Je suis très seul, très triste depuis le départ de mon pauvre Lavigne. […] j'aimais ce brave garçon, dévoué et affectueux, qui a voulu me suivre, malgré le mépris de mes compatriotes et la malveillance des fonctionnaires, dans la vie de paria que je me suis donnée.
Dans la maisonnette que vient de quitter mon seul ami, je sens tout le poids de cette solitude morale dont je souffre au milieu de la foule de mes semblables, de mes frères de race, où personne ne peut me comprendre.
Au contraire, l'isolement dans la nature me séduit et m'attire. J'y sens renaître ces forces profondes que l'oppression de la vie en troupeau tient captives." P 339

L'auteur

Henri de Monfreid est décédé à 95 ans, en 1974. Une vie riche d'aventures, d'écriture et de peintures, d'anticonformisme, de défiance des autorités, éprise de liberté.
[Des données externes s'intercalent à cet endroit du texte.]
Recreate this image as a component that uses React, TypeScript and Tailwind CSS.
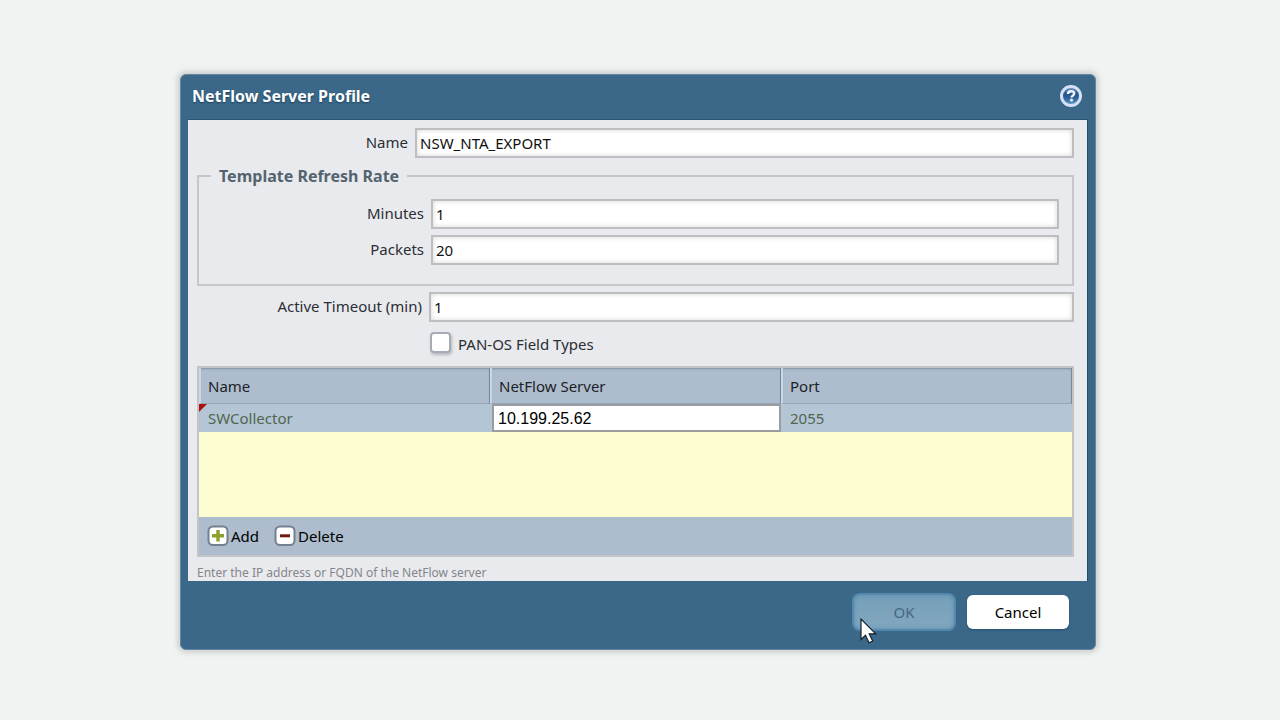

Né au bord de la mer à Leucate d'un père ami du peintre Gauguin, son indépendance d'esprit, après des "petits boulots" sans éclat, le conduira aux bords de la Mer Rouge.

Si ses activités furent souvent illégales, il commence à en faire le récit dans les années 1930 et après la Seconde Guerre mondiale. Il écrira une cinquantaine d'ouvrages, dont beaucoup seront inspirés par ses carnets de bord, de voyage, ses correspondances avec ses amis et ses proches. Entre fiction et réalité, c'est là que réside le charme et la pérennité de ses écrits.